Would the FAA let jets land at airports with runways that are too short? No.

Would car manufacturers defy federal law and manufacture cars without seatbelts? No.

Then how can Amtrak run new trains on new tracks without providing and, in some instances, activating the safety device known as Positive Train Control? It’s already installed along some lines and just requires the flip of a switch.

From everything I’ve read to date on the subject, Amtrak’s explanation for not activating the system is, ‘It costs too much.’ Really? That means Amtrak has placed a price on safety throughout the northeast corridor, the equivalent of our stumbling around needlessly, and dangerously, in the dark by choosing not to flip on a light switch because we don’t want to increase the cost of our electric bill.

What price does the company feel the safety of its riders is worth? Perhaps riders can get an answer to that question by boycotting Amtrak trains for a week. A week’s worth of lost revenue for them, a week’s worth of inconvenience for riders. A long enough time to re-focus national attention on the issue and an opportunity for the riding public to demonstrate its seriousness about safety issues and its determination to bring about change.

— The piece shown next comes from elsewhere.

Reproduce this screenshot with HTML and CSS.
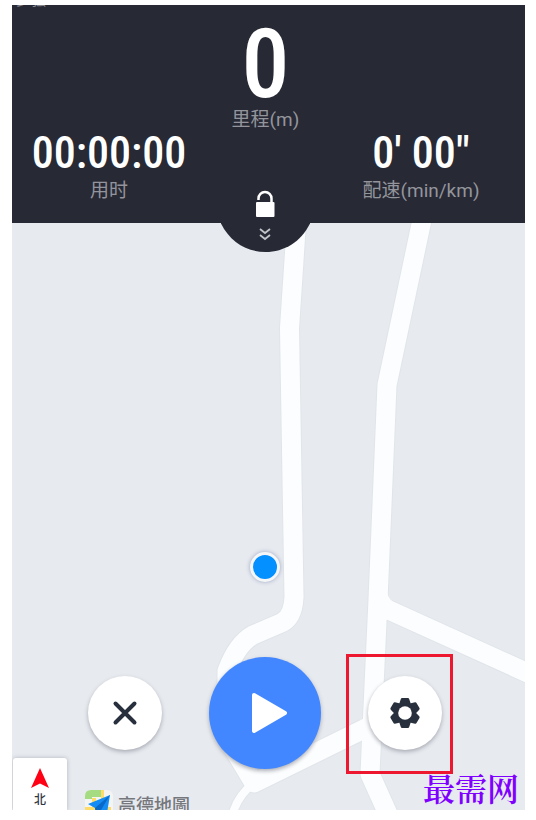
FILE: index.html
```html
<!DOCTYPE html>
<html lang="zh-CN">
<head>
<meta charset="utf-8">
<meta name="viewport" content="width=device-width, initial-scale=1">
<title>跑步</title>
<link rel="stylesheet" href="styles.css">
</head>
<body>
<main class="screen">
  <header class="stats">
    <div class="signal">步强</div>
    <div class="stat stat-main">
      <span class="distance">0</span>
      <span class="label">里程(m)</span>
    </div>
    <div class="stat-row">
      <div class="stat">
        <span class="value">00:00:00</span>
        <span class="label">用时</span>
      </div>
      <div class="stat">
        <span class="value">0′ 00″</span>
        <span class="label">配速(min/km)</span>
      </div>
    </div>
    <button class="lock" type="button" aria-label="解锁">
      <svg width="90" height="62" viewBox="0 0 90 62" aria-hidden="true">
        <path d="M1 30V33.500C10 52 27 62 45.500 62S81 52 90 33.500V30Z" fill="#272935"/>
        <path d="M38.500 10V8.500a6.500 6.500 0 0 1 13 0V14" fill="none" stroke="#fff" stroke-width="2.500"/>
        <rect x="36" y="12" width="18.500" height="15" rx="1" fill="#fff"/>
        <path d="M40 39l5 4 5-4M40 45l5 4 5-4" fill="none" stroke="#c2c3c8" stroke-width="1.800"/>
      </svg>
    </button>
  </header>

  <section class="map" aria-label="地图">
    <svg class="roads" viewBox="12 223 513 587" preserveAspectRatio="xMidYMin slice" aria-hidden="true">
      <g fill="none" stroke-linejoin="round">
        <g stroke="#e1e5ea">
          <path stroke-width="21" d="M297 215L289.500 328L294 597Q293 618 281 623L253 635Q237 644 227 671V738L254 783L364 729"/>
          <path stroke-width="21" d="M423 215L387 385L378 600L371.500 740L370 774L388 814M380 606L530 674"/>
          <path stroke-width="10" d="M254 783Q237 796 232 816"/>
        </g>
        <g stroke="#fcfdfe">
          <path stroke-width="19" d="M297 215L289.500 328L294 597Q293 618 281 623L253 635Q237 644 227 671V738L254 783L368 727"/>
          <path stroke-width="19" d="M423 215L387 385L378 600L371.500 740L370 774L388 814M380 606L530 674"/>
          <path stroke-width="8" d="M254 783Q237 796 232 816"/>
        </g>
        <path d="M387 590Q387 597 392 601L380 606Z" fill="#fcfdfe"/>
      </g>
    </svg>
    <span class="position" role="img" aria-label="当前位置"></span>

    <div class="controls">
      <button class="round" type="button" aria-label="结束">
        <svg width="26" height="26" viewBox="0 0 26 26" aria-hidden="true"><path d="M3.500 3.500l19 19M22.500 3.500l-19 19" stroke="#29303d" stroke-width="4" stroke-linecap="round"/></svg>
      </button>
      <button class="round play" type="button" aria-label="开始">
        <svg width="40" height="44" viewBox="0 0 40 44" aria-hidden="true"><path d="M5 4L36 22L5 40Z" fill="#fff" stroke="#fff" stroke-width="4" stroke-linejoin="round"/></svg>
      </button>
      <div class="highlight">
        <button class="round" type="button" aria-label="设置">
          <svg width="32" height="32" viewBox="-16 -16 32 32" aria-hidden="true">
            <g fill="#29303d">
              <circle r="11"/>
              <path id="tooth" d="M-5.500 -10L-4.200 -14Q-3.800 -15 -3 -15H3Q3.800 -15 4.200 -14L5.500 -10V10L4.200 14Q3.800 15 3 15H-3Q-3.800 15 -4.200 14L-5.500 10Z"/>
              <use href="#tooth" transform="rotate(60)"/>
              <use href="#tooth" transform="rotate(120)"/>
            </g>
            <circle r="6.800" fill="#fff"/>
          </svg>
        </button>
      </div>
    </div>

    <footer class="map-foot">
      <div class="compass">
        <svg width="18" height="20" viewBox="0 0 18 20" aria-hidden="true"><path d="M9 0L18 20L9 15.500L0 20Z" fill="#ff0014"/></svg>
        <span>北</span>
      </div>
      <div class="provider">
        <svg width="28" height="28" viewBox="0 0 28 28" aria-hidden="true">
          <rect width="28" height="28" rx="6" fill="#f4f5f2"/>
          <path d="M0 9V6Q0 0 6 0H16V7H7V9Z" fill="#a5dc81"/>
          <path d="M7 8h4v20H7zM16 0h3v9h-3zM0 17h26v4H0z" fill="#ffdc68"/>
          <path d="M25 5L3 14L10 18L12 27L16 20L22 23Z" fill="#158cf3"/>
          <path d="M25 5L10 18L12 27L16 20Z" fill="#0869c8"/>
        </svg>
        <span>高德地圖</span>
      </div>
      <div class="watermark">最需网</div>
    </footer>
  </section>
</main>
</body>
</html>
```
FILE: styles.css
```css
* { box-sizing: border-box; }

body {
  margin: 0;
  background: #fff;
  font-family: Roboto, "Noto Sans CJK SC", sans-serif;
}

button {
  border: 0;
  padding: 0;
  cursor: pointer;
}

svg { display: block; }

.screen {
  display: flex;
  flex-direction: column;
  min-height: 100vh;
  padding: 5px 11px 10px 12px;
}

.stats {
  position: relative;
  z-index: 1;
  height: 218px;
  background: #272935;
  color: #fff;
}

.signal {
  position: absolute;
  top: 0;
  left: 4px;
  height: 4px;
  overflow: hidden;
  display: flex;
  align-items: flex-end;
  font-size: 15px;
  line-height: 18px;
  color: #85868d;
}

.stat {
  display: flex;
  flex-direction: column;
  align-items: center;
}

.stat-main {
  padding-top: 16px;
  padding-right: 6px;
}

.distance,
.value {
  font-family: "Roboto Condensed", "Liberation Sans Narrow", sans-serif;
  font-weight: 500;
}

.distance {
  font-size: 96px;
  line-height: 87px;
}

.value {
  margin-bottom: 5px;
  font-size: 44px;
  line-height: 42px;
}

.label {
  font-size: 19px;
  line-height: 24px;
  color: #94959c;
}

.stat-row {
  display: grid;
  grid-template-columns: 194px 190px;
  justify-content: space-between;
  padding-right: 9px;
}

.lock {
  position: absolute;
  top: 185px;
  left: calc(50% - 49px);
  background: none;
}

.map {
  position: relative;
  flex: 1;
  display: flex;
  flex-direction: column;
  justify-content: flex-end;
  overflow: hidden;
  background: #e7eaef;
}

.roads {
  position: absolute;
  inset: 0;
  width: 100%;
  height: 100%;
}

.position {
  position: absolute;
  top: 329px;
  left: calc(50% - 19px);
  width: 30px;
  height: 30px;
  border: 3px solid #f5f6f7;
  border-radius: 50%;
  background: #0590ff;
  box-shadow: 0 0 4px #9ca6c2;
}

.controls {
  position: relative;
  display: flex;
  justify-content: center;
  align-items: center;
  gap: 47px;
  padding-right: 7px;
}

.round {
  display: grid;
  place-items: center;
  width: 74px;
  height: 74px;
  border-radius: 50%;
  background: #fff;
  box-shadow: 0 2px 4px #a9acb4;
}

.play {
  width: 112px;
  height: 112px;
  padding-left: 8px;
  background: #4287ff;
}

.highlight {
  display: grid;
  place-items: center;
  width: 107px;
  height: 120px;
  margin: 2px -10px 0 -22px;
  padding: 0 0 2px 12px;
  border: 3px solid #ed1830;
}

.map-foot {
  position: relative;
  display: flex;
  height: 52px;
  margin-top: -16px;
  padding-right: 6px;
}

.compass {
  display: flex;
  flex-direction: column;
  align-items: center;
  gap: 4px;
  width: 54px;
  margin-left: 1px;
  padding-top: 10px;
  border-radius: 3px 3px 0 0;
  background: #fff;
  box-shadow: 0 0 4px #b1b5bd;
  font-size: 12px;
  font-weight: 500;
  line-height: 16px;
  color: #303641;
}

.provider {
  display: flex;
  gap: 5px;
  margin-left: 18px;
  padding-top: 32px;
  font-family: "Noto Sans CJK TC", sans-serif;
  font-size: 18px;
  font-weight: 500;
  line-height: 28px;
  color: #75777c;
}

.watermark {
  margin-left: auto;
  padding-top: 12px;
  font-family: "Liberation Serif", "Noto Serif CJK SC", "Noto Sans CJK SC", serif;
  font-size: 32px;
  font-weight: 600;
  line-height: 40px;
  color: #8000ff;
}
```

Large companies and corporations pay attention when their bottom line is affected. As much as we may hate to admit it, economics often have more clout than ethics.

Bonnie Coppola

Orange

After having lived in West Haven for the first 40 years of my life, I have a special place in my heart for the city and its straight shooting, tell-it-to-your-face residents. In recent years, be it the politicos in Hartford or the new mall developers, it seems West Haven always gets the short end of the stick.

I frequently visit the city to see friends and, perish the thought, actually purchase some goods and services. On my way home, I drive along the wonderful West Haven coastline. The New Haven Register recently reported that Water Street will soon close because of the mall development or current illegal activities. Police need to step up patrols in that area. I knew that eventually Water Street would have to close with the new mall, but I certainly didn’t believe it would be this soon before anything is even built. Water Street is a vital part of entering and leaving the city. Its closing will double the traffic on First Avenue and Elm Street making it even more difficult to get on and off Interstate 95.

Right now, everything on the New Haven side of the Kimberly Avenue Bridge is an absolute and utter clown show. The design of the entrance and exit ramps from the I-95 West River bridge project certainly didn’t have the convenience of Westies in mind. The closing of the old Exit 44 off-ramp, the moving of the I-95 entrance ramp and the closing of Water Street all impact West Haven in a negative manner.

I’m thinking about running for governor as a write-in from the We’re Not Gonna Take It Party. With the Twisted Sister song as my theme, I will serve the state residents who are left with no recourse and are feeling less about themselves because of it.

John Fraser

Guilford

I once taught English in a southern town where the high school football coach was venerated for his championship record. The second year I was there, everything went wrong for him, both on and off the field. The season was the worst of his entire career. One morning I asked him if he ever considered giving up such a stressful activity. “Oh, no,” he said. “It’s not losing games that will do me in. When I lose the joy of the game, I’ll know it’s time to quit.”

Watching Geno’s dispirited, semi-abusive performance after the Huskies’ (winning) game on Jan. 18 set me to thinking about that remark.